Ahead of London’s close, Wall Street stocks were firmly in the red in early trade, reversing gains that followed the Federal Reserve’s 75 basis points increase in US interest rates on Wednesday.

It was the largest hike since 1994 and in a statement following its two-day meeting, the Fed said “overall economic activity appears to have picked up after edging down in the first quarter”.

It warned that “inflation remains elevated” and the invasion of Ukraine by Russia had created “additional upward pressure”.

The Fed’s benchmark federal-funds rate will now range between 1.5% and 1.75% and officials said they expected rates to rise to at least 3% this year.

Jerome Powell

Chair Jerome Powell, pictured, said the Fed intends to aggressively increase rates in order to bring prices back under control after some economists had predicted that inflation was peaking in the spring.

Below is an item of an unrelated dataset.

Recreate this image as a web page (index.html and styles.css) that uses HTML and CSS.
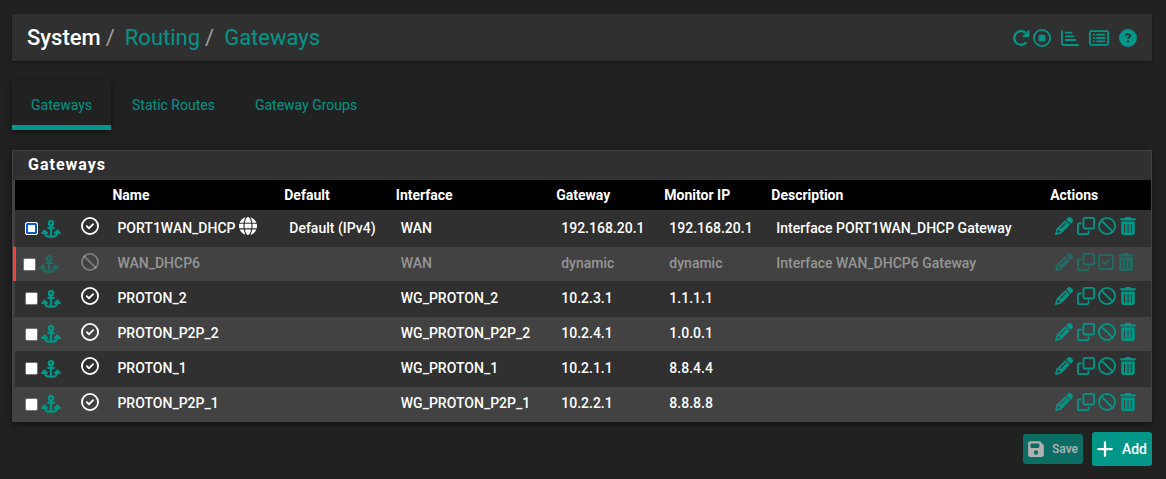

Last week the Labor Department sprung a surprise by revealing consumer prices were 8.6% higher in May than they were a year ago – a 40-year high – causing stock markets to plummet.

Wall Street moved higher, after five losing sessions, even through Mr Powell signalled that the central bank could raise rates again by the same magnitude next month.

Stocks would normally react negatively to aggressive central bank measures and the bullish response was attributed to Mr Powell’s cautious stance during the press conference.